Originally Syndicated on April 25, 2024 @ 2:21 am
The case against CAN Capital, Inc. highlights the profound impact that regulatory investigations can have on a company’s operations and reputation. The recent SEC complaint against CAN Capital—a leading provider of merchant cash advances (MCAs) and small business loans—uncovers major concerns related to its financial disclosures and business practices. In this blog, we will delve into the details of the SEC’s allegations, the resulting effects on CAN Capital, and the broader implications for investors and the financial industry as a whole.
CAN Capital: Overview
CAN Capital, Inc. is a financial services company providing alternative financing solutions to small and medium-sized businesses. Founded in 1998, CAN Capital emerged as one of the first companies to address the challenges small businesses faced in securing working capital from traditional lenders.
CAN Capital, a provider of business loans, focuses on simplifying the borrowing process for small businesses through its partnership with WebBank. The company offers streamlined application procedures, flexible funding options, and access without personal asset collateral. It uses advanced technology and proprietary risk models to evaluate business performance and determine lending eligibility.
CAN Capital has facilitated over $7 billion in working capital to over 81,000 businesses, empowering them to grow and navigate financial challenges.

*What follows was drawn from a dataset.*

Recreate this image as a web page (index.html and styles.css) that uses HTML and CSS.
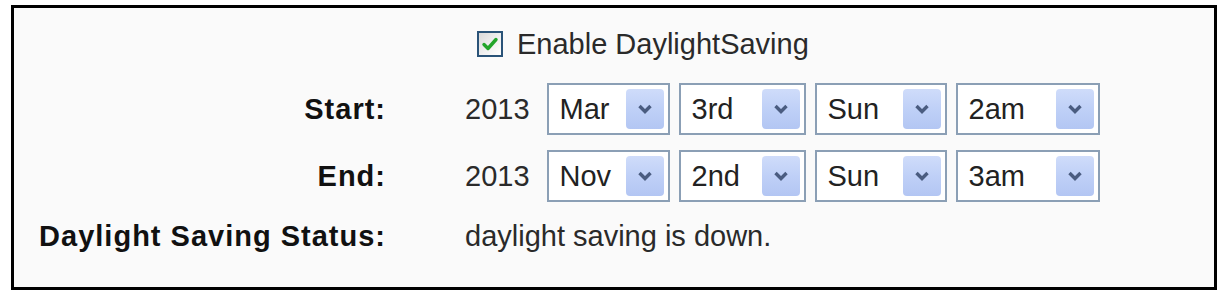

The Allegations: Misleading Investors and Failing to Disclose
The central accusation in the SEC’s lawsuit is that in a 2014 securitization offering, CAN Capital deceived investors. This $191 million offering consisted of a pool of small business loans and merchant cash advances. CAN Capital pledged to keep a certain percentage of performing assets in this pool, according to the SEC. In particular, accounts were to be deemed non-performing and eliminated from the pool if they were not paid for thirty-two days in a row.
CAN Capital is accused by the SEC of breaking this commitment. Alternatively, the business provided “grace days”—brief forbearances that prolonged the time frame prior to an account being labeled as non-performing. A securitization that included non-performing assets worth millions of dollars was made possible since investors were not informed of this practice. Investors suffered large losses by November 2016, especially those who held Class B subordinated notes as a result of these hidden tactics.
The Impact on CAN Capital, Inc
1. Legal and Financial Repercussions
The SEC’s complaint has resulted in a permanent injunction against CAN Capital, which bars the company from further violations of federal securities laws. While CAN Capital did not admit to or deny the allegations, the consent to permanent injunctive relief indicates a serious regulatory stance against the company’s practices.
The financial ramifications have been substantial. The failed securitization led to a rapid amortization event where excess cash flows were used to repay outstanding debt, leaving investors in the Class B notes with substantial losses—over $7 million. This financial strain underscores the severe impact of regulatory and compliance failures on investor returns.
2. Damage to Reputation
Beyond the immediate financial consequences, the damage to CAN Capital’s reputation is significant. The revelations about misleading investors and failing to follow its own policies could lead to diminished trust from both investors and clients. In the financial services industry, trust and credibility are paramount, and rebuilding them after such a scandal can be a daunting task.
3. Operational Changes
The case has highlighted serious deficiencies in CAN Capital’s internal controls and processes. Issues with grace days and the misclassification of assets reveal a lack of robust systems to manage and report asset performance accurately. Moving forward, CAN Capital will need to overhaul its operational procedures and strengthen its compliance mechanisms to prevent future infractions.
Broader Industry Implications
The CAN Capital case serves as a cautionary tale for other financial institutions, especially those dealing with securitizations and alternative financing. It underscores the importance of:
Transparency: Accurate and comprehensive disclosure of financial practices is crucial. Companies must ensure that all material information is shared with investors to avoid misleading them.
Compliance and Controls: Robust internal controls and compliance programs are essential to manage financial assets and adhere to regulatory requirements. This includes clear policies on asset classification and performance reporting.
Investor Relations: Maintaining open and honest communication with investors can mitigate the impact of financial troubles and prevent a loss of confidence.
Summary
The CAN Capital case is a vivid reminder of the critical importance of transparency and adherence to financial regulations. The company’s missteps not only led to significant financial losses for investors but also damaged its reputation and highlighted systemic issues in its operational processes. For investors and industry professionals, it underscores the need for rigorous oversight and integrity in financial reporting and asset management.
As CAN Capital works to address the fallout from this case, it will face the dual challenge of restoring its reputation while implementing necessary changes to regain investor trust and ensure compliance with financial regulations.